Das ganze Ausmaß der Rasterfahndung über den Wolken dämmert mittlerweile auch den deutschen Parlamentariern. "Das geht weit über das vertretbare Maß hinaus", moniert der innenpolitische Sprecher der FDP-Fraktion, Max Stadler, und verlangt von der Bundesregierung, "das nicht einfach zu akzeptieren". Den eher hilflosen Appell kontert das zuständige Bundesinnenministerium mit dem Verweis, man habe selbst ja gar "keine Verhandlungen" geführt. Empört debattierten die Volksvertreter im Innenausschuss des Bundestags vergangene Woche, wie das Schlimmste noch verhindert werden könnte. Ergebnis: wohl gar nicht.

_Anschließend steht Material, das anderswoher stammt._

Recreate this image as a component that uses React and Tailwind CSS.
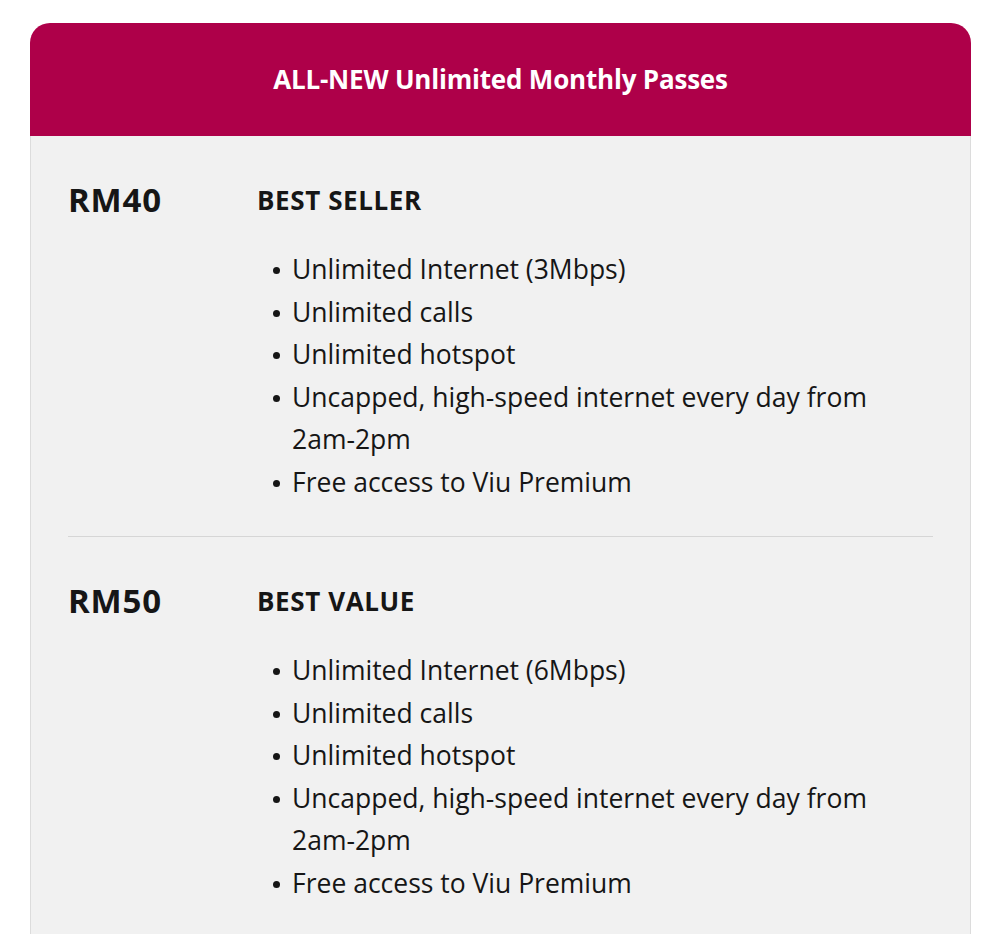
const PLANS = [
  {
    price: 'RM40',
    label: 'BEST SELLER',
    items: [
      'Unlimited Internet (3Mbps)',
      'Unlimited calls',
      'Unlimited hotspot',
      'Uncapped, high-speed internet every day from 2am-2pm',
      'Free access to Viu Premium',
    ],
  },
  {
    price: 'RM50',
    label: 'BEST VALUE',
    items: [
      'Unlimited Internet (6Mbps)',
      'Unlimited calls',
      'Unlimited hotspot',
      'Uncapped, high-speed internet every day from 2am-2pm',
      'Free access to Viu Premium',
    ],
  },
];

export default function App() {
  return (
    <div className="min-h-screen bg-white pt-[23px] px-[30px] text-[#161616]" style={{ fontFamily: '"Open Sans", "Noto Sans", sans-serif' }}>
      <div className="w-[941px]">
        {/* Header */}
        <div className="h-[113px] rounded-t-[20px] bg-[#ae0049] flex items-center justify-center">
          <h1 className="text-white text-[26px] font-bold tracking-[-0.2px]">ALL-NEW Unlimited Monthly Passes</h1>
        </div>

        {/* Plans */}
        <div className="bg-[#f1f1f1] border-x border-[#dcdcdc] px-[37px] pb-[60px]">
          {PLANS.map((p, i) => (
            <div key={p.price} className={i > 0 ? 'border-t border-[#d6d6d6]' : ''}>
              <div className="flex pt-[44px] pb-[33px]">
                <div className="w-[189px] text-[33px] font-bold leading-[40px] tracking-[0.8px]">{p.price}</div>
                <div className="flex-1">
                  <div className="text-[26px] font-bold leading-[40px] tracking-[0.6px]">{p.label}</div>
                  <ul className="mt-[28px] pl-[16px] w-[635px] text-[26.5px] leading-[42.5px]">
                    {p.items.map(it => (
                      <li key={it} className="relative pl-[19px]">
                        <span className="absolute left-0 top-[19px] w-[7px] h-[7px] rounded-full bg-[#161616]" />
                        {it}
                      </li>
                    ))}
                  </ul>
                </div>
              </div>
            </div>
          ))}
        </div>
      </div>
    </div>
  );
}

Mehr als "Schadensbegrenzung" sei nicht möglich gewesen, klagt der sozialdemokratische Vizepräsident des EU-Parlaments, Gerhard Schmid. Die Amerikaner führten sich "auf wie die Römer". Die EU-Kommission hält den Deal sogar für "angemessen", weil die USA Zugeständnisse etwa bei der Speicherungsdauer gemacht hätten. Bereits im Februar will die Kommission die Übereinkunft deshalb ohne weitere Abstimmung durchwinken.

Andere Länder beobachten genau, wie leicht der Zugang zu der Daten-Bonanza zu haben ist. Kaum hatte die EU-Kommission Zustimmung signalisiert, meldeten sich schon die nächsten Interessenten. Künftig wollen auch Kanada, Australien und Großbritannien alles über die Europäer wissen.